Much energy has been expended by the defense on claims that Tarrio and his co-defendants only stand trial because they are the convenient “scapegoats” of a politically corrupt judicial system that has found them an all-too-easy target when holding the main culprit of Jan. 6 to account, former president Donald Trump, is too challenging.

A week after the second anniversary of the Capitol attack, Tarrio’s attorney Sabino Jauregui introduced himself to the jury for the first time with a concession and then a question: “Jan. 6 was horrible, we agree. But was Enrique responsible?” he said.
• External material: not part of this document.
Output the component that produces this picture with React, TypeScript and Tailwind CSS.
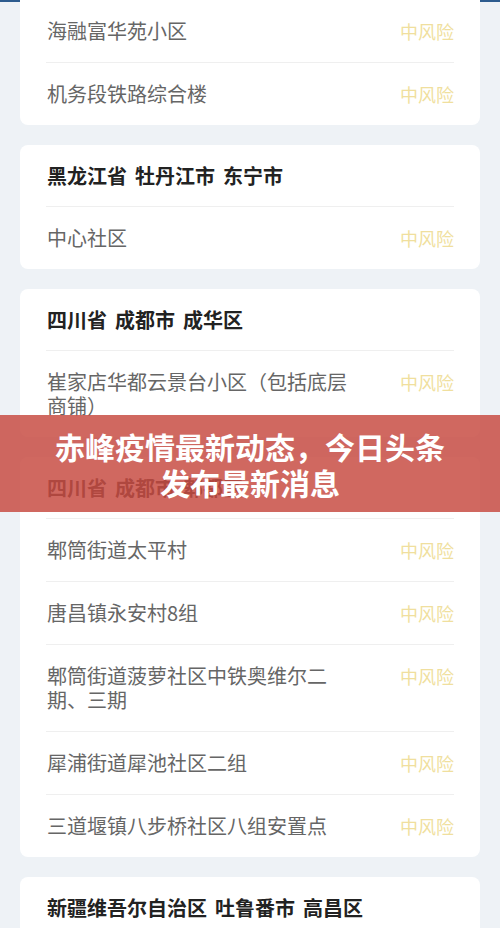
const font = { fontFamily: '"Noto Sans CJK SC", "Noto Sans", sans-serif' };

type Card = { title?: string[]; rows: string[]; clipped?: boolean };

const cards: Card[] = [
  { clipped: true, rows: ["海融富华苑小区", "机务段铁路综合楼"] },
  { title: ["黑龙江省", "牡丹江市", "东宁市"], rows: ["中心社区"] },
  { title: ["四川省", "成都市", "成华区"], rows: ["崔家店华都云景台小区（包括底层商铺）"] },
  {
    title: ["四川省", "成都市", "郫都区"],
    rows: [
      "郫筒街道太平村",
      "唐昌镇永安村8组",
      "郫筒街道菠萝社区中铁奥维尔二期、三期",
      "犀浦街道犀池社区二组",
      "三道堰镇八步桥社区八组安置点",
    ],
  },
  { title: ["新疆维吾尔自治区", "吐鲁番市", "高昌区"], rows: ["高昌路街道"] },
];

function RiskCard({ card }: { card: Card }) {
  return (
    <div
      className={`bg-white px-[26px] ${card.clipped ? "rounded-b-lg" : "rounded-lg"}`}
    >
      {card.title && (
        <div className="flex gap-2 pl-px pt-[19px] pb-[18px] text-[20px] font-bold leading-[24px] text-[#222]">
          {card.title.map((t) => (
            <span key={t}>{t}</span>
          ))}
        </div>
      )}
      {card.rows.map((r, i) => (
        <div
          key={r}
          className={`flex items-start justify-between py-[19px] ${
            i === 0 && card.clipped ? "" : "border-t border-[#efefef]"
          }`}
        >
          <div className="w-[312px] pl-px text-[20px] leading-[24px] text-[#666]">{r}</div>
          <div className="text-[18px] leading-[24px] text-[#f0df9e]">中风险</div>
        </div>
      ))}
    </div>
  );
}

export default function App() {
  return (
    <div className="relative h-[928px] w-[500px] overflow-hidden bg-[#eef2f6]" style={font}>
      <div className="h-[2px] bg-[#2d5b8e]" />
      <div className="-mt-[2px] flex flex-col gap-5 px-5">
        {cards.map((c, i) => (
          <RiskCard key={i} card={c} />
        ))}
      </div>
      <div className="absolute left-0 right-0 top-[415px] flex h-[97px] items-center justify-center bg-[#c84e44]/85">
        <h1 className="max-w-[404px] text-center text-[30px] font-bold leading-[36px] text-white">
          赤峰疫情最新动态，今日头条发布最新消息
        </h1>
      </div>
    </div>
  );
}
The defendants are not on trial for their internal communications, unsavory or steeped in racist misogyny they may be. Nor are they facing charges for the overheated and often paranoid nature of their engagements leading up to and on Jan. 6. And indeed, Donald Trump is not on trial in this case though at one point defense attorney Norm Pattis, for Biggs, did launch a stalled attempt to subpoena Trump for testimony. 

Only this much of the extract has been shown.